Why This Is a Big Deal
The paper claims this device solves a major headache for scientists, particularly those working with trapped-ion quantum computers (machines that use individual atoms to calculate).
- Silence: Because the output doesn't care about tiny fluctuations in the electricity, the magnetic field is incredibly quiet. The authors say it reduces noise by up to 100,000 times (five orders of magnitude) compared to standard wires.
- Efficiency: It uses very little power. Once the switch is flipped, it doesn't need a huge amount of energy to stay "on." The paper claims it uses 10 times less power than current methods.
- No Damage: Unlike other methods that try to flip magnets by smashing them with huge magnetic pulses (which can break or weaken the magnet over time), this method just redirects the flow.

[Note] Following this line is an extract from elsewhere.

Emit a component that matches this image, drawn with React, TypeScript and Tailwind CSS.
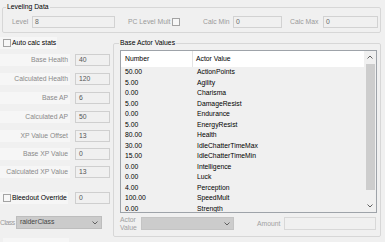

It doesn't hurt the magnet.
Real-World Application Mentioned in the Paper
The authors built a specific version of this device called a Fringe Field Quadrupole. Imagine a magnetic "lens" that can focus magnetic forces into a very specific shape.
They designed this to sit under the "gate zone" of a quantum computer. In these computers, ions (charged atoms) need to be moved quickly. When they move, the magnetic field needs to be turned off so the atoms don't get confused. When they stop to do calculations, the field needs to be turned on.
Using their new switch:
- They can create a magnetic field gradient (a slope of magnetic force) that is strong enough to do calculations.
- They can turn it off to move the atoms.
- They do all this with less heat and less noise than the best wires currently available.
Summary
The paper presents a "magnetic transistor." Just as a transistor controls the flow of electricity in a computer chip, the SERS controls the flow of magnetic fields. It allows scientists to use the ultra-stable, quiet nature of permanent magnets while still having the ability to switch them on and off instantly, without the noise and heat problems of traditional electromagnets.